Required work: Restate the whole listing word for word. Pictures are left out.

Data provided:
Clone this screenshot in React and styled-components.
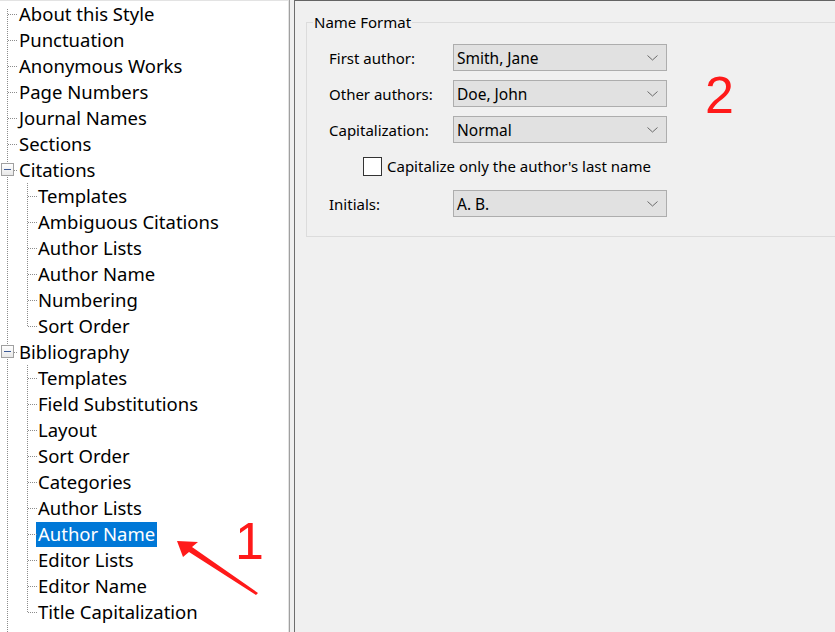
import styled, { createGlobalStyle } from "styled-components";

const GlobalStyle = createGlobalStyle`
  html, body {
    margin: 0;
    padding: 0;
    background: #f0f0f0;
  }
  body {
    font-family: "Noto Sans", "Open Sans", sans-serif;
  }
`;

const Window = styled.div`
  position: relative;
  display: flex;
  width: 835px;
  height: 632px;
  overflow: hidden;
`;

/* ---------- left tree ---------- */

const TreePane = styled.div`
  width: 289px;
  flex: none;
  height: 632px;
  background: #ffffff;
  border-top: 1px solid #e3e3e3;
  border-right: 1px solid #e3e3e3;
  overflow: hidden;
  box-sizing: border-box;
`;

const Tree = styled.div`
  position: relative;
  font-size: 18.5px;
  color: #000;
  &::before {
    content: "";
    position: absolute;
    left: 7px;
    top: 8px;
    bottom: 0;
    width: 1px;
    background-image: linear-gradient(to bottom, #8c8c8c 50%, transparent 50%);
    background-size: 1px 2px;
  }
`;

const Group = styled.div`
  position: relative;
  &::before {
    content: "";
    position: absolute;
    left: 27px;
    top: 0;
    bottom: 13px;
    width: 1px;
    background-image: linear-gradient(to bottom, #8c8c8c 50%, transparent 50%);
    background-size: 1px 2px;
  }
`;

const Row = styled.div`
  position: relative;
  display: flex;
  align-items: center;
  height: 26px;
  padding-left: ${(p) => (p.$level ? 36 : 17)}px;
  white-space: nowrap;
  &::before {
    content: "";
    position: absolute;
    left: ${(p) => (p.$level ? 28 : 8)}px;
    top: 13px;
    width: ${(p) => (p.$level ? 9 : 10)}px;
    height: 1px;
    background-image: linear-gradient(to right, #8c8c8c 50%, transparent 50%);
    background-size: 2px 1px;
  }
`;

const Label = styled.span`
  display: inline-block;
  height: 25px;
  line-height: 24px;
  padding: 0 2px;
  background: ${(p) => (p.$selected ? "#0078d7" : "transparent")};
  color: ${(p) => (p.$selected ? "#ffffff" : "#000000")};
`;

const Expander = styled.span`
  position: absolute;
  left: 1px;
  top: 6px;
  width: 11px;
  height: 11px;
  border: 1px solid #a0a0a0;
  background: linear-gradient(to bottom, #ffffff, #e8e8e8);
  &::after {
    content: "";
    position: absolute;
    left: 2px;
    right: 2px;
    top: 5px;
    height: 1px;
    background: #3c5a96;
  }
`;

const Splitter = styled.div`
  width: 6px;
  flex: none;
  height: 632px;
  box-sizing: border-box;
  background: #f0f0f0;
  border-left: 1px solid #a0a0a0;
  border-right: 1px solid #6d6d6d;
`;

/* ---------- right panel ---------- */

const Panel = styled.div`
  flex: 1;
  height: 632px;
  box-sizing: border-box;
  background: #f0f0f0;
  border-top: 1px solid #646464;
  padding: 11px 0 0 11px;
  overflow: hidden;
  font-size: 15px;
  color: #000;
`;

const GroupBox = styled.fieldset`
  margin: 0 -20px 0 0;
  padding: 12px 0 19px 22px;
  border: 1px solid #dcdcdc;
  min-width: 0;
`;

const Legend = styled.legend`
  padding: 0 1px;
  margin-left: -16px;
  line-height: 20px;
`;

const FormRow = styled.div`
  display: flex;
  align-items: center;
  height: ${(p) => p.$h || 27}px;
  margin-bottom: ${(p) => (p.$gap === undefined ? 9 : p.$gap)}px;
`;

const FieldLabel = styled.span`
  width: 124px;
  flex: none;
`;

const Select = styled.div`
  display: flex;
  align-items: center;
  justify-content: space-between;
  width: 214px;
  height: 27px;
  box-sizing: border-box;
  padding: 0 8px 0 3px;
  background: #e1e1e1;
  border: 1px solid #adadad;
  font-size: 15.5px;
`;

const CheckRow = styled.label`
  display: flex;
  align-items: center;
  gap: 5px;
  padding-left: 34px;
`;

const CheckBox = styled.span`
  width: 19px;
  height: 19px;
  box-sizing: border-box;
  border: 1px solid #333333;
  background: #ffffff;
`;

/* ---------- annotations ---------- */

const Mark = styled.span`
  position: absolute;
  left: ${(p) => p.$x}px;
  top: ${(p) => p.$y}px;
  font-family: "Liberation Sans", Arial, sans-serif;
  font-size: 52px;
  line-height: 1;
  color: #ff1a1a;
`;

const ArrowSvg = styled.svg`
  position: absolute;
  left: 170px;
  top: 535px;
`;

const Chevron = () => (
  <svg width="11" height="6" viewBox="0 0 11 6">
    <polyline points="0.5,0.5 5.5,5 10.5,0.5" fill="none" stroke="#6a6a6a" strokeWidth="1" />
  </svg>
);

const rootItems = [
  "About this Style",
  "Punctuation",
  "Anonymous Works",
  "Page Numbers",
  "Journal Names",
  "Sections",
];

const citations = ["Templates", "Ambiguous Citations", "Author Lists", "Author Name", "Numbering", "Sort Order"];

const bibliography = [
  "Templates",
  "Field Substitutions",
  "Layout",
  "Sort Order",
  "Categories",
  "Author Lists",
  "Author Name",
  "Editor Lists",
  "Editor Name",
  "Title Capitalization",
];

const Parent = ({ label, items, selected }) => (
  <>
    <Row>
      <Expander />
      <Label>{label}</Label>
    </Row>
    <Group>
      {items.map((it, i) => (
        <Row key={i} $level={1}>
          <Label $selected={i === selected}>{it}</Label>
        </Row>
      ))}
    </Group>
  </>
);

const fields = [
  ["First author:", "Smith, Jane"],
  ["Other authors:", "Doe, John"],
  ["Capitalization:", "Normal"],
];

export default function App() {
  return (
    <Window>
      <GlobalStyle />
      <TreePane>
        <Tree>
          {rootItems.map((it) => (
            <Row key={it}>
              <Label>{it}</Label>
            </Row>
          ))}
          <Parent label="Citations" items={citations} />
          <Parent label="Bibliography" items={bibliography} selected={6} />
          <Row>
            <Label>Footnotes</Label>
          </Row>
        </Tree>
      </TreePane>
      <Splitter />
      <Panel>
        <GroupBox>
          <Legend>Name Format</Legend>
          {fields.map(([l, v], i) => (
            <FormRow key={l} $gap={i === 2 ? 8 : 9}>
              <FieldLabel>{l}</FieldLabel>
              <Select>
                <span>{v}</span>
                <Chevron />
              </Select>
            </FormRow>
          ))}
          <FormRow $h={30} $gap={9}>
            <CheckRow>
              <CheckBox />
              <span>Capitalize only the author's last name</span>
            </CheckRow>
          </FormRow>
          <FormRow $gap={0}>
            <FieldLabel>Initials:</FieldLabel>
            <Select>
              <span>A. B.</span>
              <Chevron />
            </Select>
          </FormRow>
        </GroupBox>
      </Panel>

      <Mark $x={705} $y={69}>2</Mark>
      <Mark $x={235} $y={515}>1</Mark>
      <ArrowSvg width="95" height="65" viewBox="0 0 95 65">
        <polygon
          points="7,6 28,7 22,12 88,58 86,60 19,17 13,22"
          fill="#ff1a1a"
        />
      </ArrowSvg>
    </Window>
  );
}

Result of the exercise:
Clone this screenshot in React and styled-components.
import styled, { createGlobalStyle } from "styled-components";

const GlobalStyle = createGlobalStyle`
  html, body {
    margin: 0;
    padding: 0;
    background: #f0f0f0;
  }
  body {
    font-family: "Noto Sans", "Open Sans", sans-serif;
  }
`;

const Window = styled.div`
  position: relative;
  display: flex;
  width: 835px;
  height: 632px;
  overflow: hidden;
`;

/* ---------- left tree ---------- */

const TreePane = styled.div`
  width: 289px;
  flex: none;
  height: 632px;
  background: #ffffff;
  border-top: 1px solid #e3e3e3;
  border-right: 1px solid #e3e3e3;
  overflow: hidden;
  box-sizing: border-box;
`;

const Tree = styled.div`
  position: relative;
  font-size: 18.5px;
  color: #000;
  &::before {
    content: "";
    position: absolute;
    left: 7px;
    top: 8px;
    bottom: 0;
    width: 1px;
    background-image: linear-gradient(to bottom, #8c8c8c 50%, transparent 50%);
    background-size: 1px 2px;
  }
`;

const Group = styled.div`
  position: relative;
  &::before {
    content: "";
    position: absolute;
    left: 27px;
    top: 0;
    bottom: 13px;
    width: 1px;
    background-image: linear-gradient(to bottom, #8c8c8c 50%, transparent 50%);
    background-size: 1px 2px;
  }
`;

const Row = styled.div`
  position: relative;
  display: flex;
  align-items: center;
  height: 26px;
  padding-left: ${(p) => (p.$level ? 36 : 17)}px;
  white-space: nowrap;
  &::before {
    content: "";
    position: absolute;
    left: ${(p) => (p.$level ? 28 : 8)}px;
    top: 13px;
    width: ${(p) => (p.$level ? 9 : 10)}px;
    height: 1px;
    background-image: linear-gradient(to right, #8c8c8c 50%, transparent 50%);
    background-size: 2px 1px;
  }
`;

const Label = styled.span`
  display: inline-block;
  height: 25px;
  line-height: 24px;
  padding: 0 2px;
  background: ${(p) => (p.$selected ? "#0078d7" : "transparent")};
  color: ${(p) => (p.$selected ? "#ffffff" : "#000000")};
`;

const Expander = styled.span`
  position: absolute;
  left: 1px;
  top: 6px;
  width: 11px;
  height: 11px;
  border: 1px solid #a0a0a0;
  background: linear-gradient(to bottom, #ffffff, #e8e8e8);
  &::after {
    content: "";
    position: absolute;
    left: 2px;
    right: 2px;
    top: 5px;
    height: 1px;
    background: #3c5a96;
  }
`;

const Splitter = styled.div`
  width: 6px;
  flex: none;
  height: 632px;
  box-sizing: border-box;
  background: #f0f0f0;
  border-left: 1px solid #a0a0a0;
  border-right: 1px solid #6d6d6d;
`;

/* ---------- right panel ---------- */

const Panel = styled.div`
  flex: 1;
  height: 632px;
  box-sizing: border-box;
  background: #f0f0f0;
  border-top: 1px solid #646464;
  padding: 11px 0 0 11px;
  overflow: hidden;
  font-size: 15px;
  color: #000;
`;

const GroupBox = styled.fieldset`
  margin: 0 -20px 0 0;
  padding: 12px 0 19px 22px;
  border: 1px solid #dcdcdc;
  min-width: 0;
`;

const Legend = styled.legend`
  padding: 0 1px;
  margin-left: -16px;
  line-height: 20px;
`;

const FormRow = styled.div`
  display: flex;
  align-items: center;
  height: ${(p) => p.$h || 27}px;
  margin-bottom: ${(p) => (p.$gap === undefined ? 9 : p.$gap)}px;
`;

const FieldLabel = styled.span`
  width: 124px;
  flex: none;
`;

const Select = styled.div`
  display: flex;
  align-items: center;
  justify-content: space-between;
  width: 214px;
  height: 27px;
  box-sizing: border-box;
  padding: 0 8px 0 3px;
  background: #e1e1e1;
  border: 1px solid #adadad;
  font-size: 15.5px;
`;

const CheckRow = styled.label`
  display: flex;
  align-items: center;
  gap: 5px;
  padding-left: 34px;
`;

const CheckBox = styled.span`
  width: 19px;
  height: 19px;
  box-sizing: border-box;
  border: 1px solid #333333;
  background: #ffffff;
`;

/* ---------- annotations ---------- */

const Mark = styled.span`
  position: absolute;
  left: ${(p) => p.$x}px;
  top: ${(p) => p.$y}px;
  font-family: "Liberation Sans", Arial, sans-serif;
  font-size: 52px;
  line-height: 1;
  color: #ff1a1a;
`;

const ArrowSvg = styled.svg`
  position: absolute;
  left: 170px;
  top: 535px;
`;

const Chevron = () => (
  <svg width="11" height="6" viewBox="0 0 11 6">
    <polyline points="0.5,0.5 5.5,5 10.5,0.5" fill="none" stroke="#6a6a6a" strokeWidth="1" />
  </svg>
);

const rootItems = [
  "About this Style",
  "Punctuation",
  "Anonymous Works",
  "Page Numbers",
  "Journal Names",
  "Sections",
];

const citations = ["Templates", "Ambiguous Citations", "Author Lists", "Author Name", "Numbering", "Sort Order"];

const bibliography = [
  "Templates",
  "Field Substitutions",
  "Layout",
  "Sort Order",
  "Categories",
  "Author Lists",
  "Author Name",
  "Editor Lists",
  "Editor Name",
  "Title Capitalization",
];

const Parent = ({ label, items, selected }) => (
  <>
    <Row>
      <Expander />
      <Label>{label}</Label>
    </Row>
    <Group>
      {items.map((it, i) => (
        <Row key={i} $level={1}>
          <Label $selected={i === selected}>{it}</Label>
        </Row>
      ))}
    </Group>
  </>
);

const fields = [
  ["First author:", "Smith, Jane"],
  ["Other authors:", "Doe, John"],
  ["Capitalization:", "Normal"],
];

export default function App() {
  return (
    <Window>
      <GlobalStyle />
      <TreePane>
        <Tree>
          {rootItems.map((it) => (
            <Row key={it}>
              <Label>{it}</Label>
            </Row>
          ))}
          <Parent label="Citations" items={citations} />
          <Parent label="Bibliography" items={bibliography} selected={6} />
          <Row>
            <Label>Footnotes</Label>
          </Row>
        </Tree>
      </TreePane>
      <Splitter />
      <Panel>
        <GroupBox>
          <Legend>Name Format</Legend>
          {fields.map(([l, v], i) => (
            <FormRow key={l} $gap={i === 2 ? 8 : 9}>
              <FieldLabel>{l}</FieldLabel>
              <Select>
                <span>{v}</span>
                <Chevron />
              </Select>
            </FormRow>
          ))}
          <FormRow $h={30} $gap={9}>
            <CheckRow>
              <CheckBox />
              <span>Capitalize only the author's last name</span>
            </CheckRow>
          </FormRow>
          <FormRow $gap={0}>
            <FieldLabel>Initials:</FieldLabel>
            <Select>
              <span>A. B.</span>
              <Chevron />
            </Select>
          </FormRow>
        </GroupBox>
      </Panel>

      <Mark $x={705} $y={69}>2</Mark>
      <Mark $x={235} $y={515}>1</Mark>
      <ArrowSvg width="95" height="65" viewBox="0 0 95 65">
        <polygon
          points="7,6 28,7 22,12 88,58 86,60 19,17 13,22"
          fill="#ff1a1a"
        />
      </ArrowSvg>
    </Window>
  );
}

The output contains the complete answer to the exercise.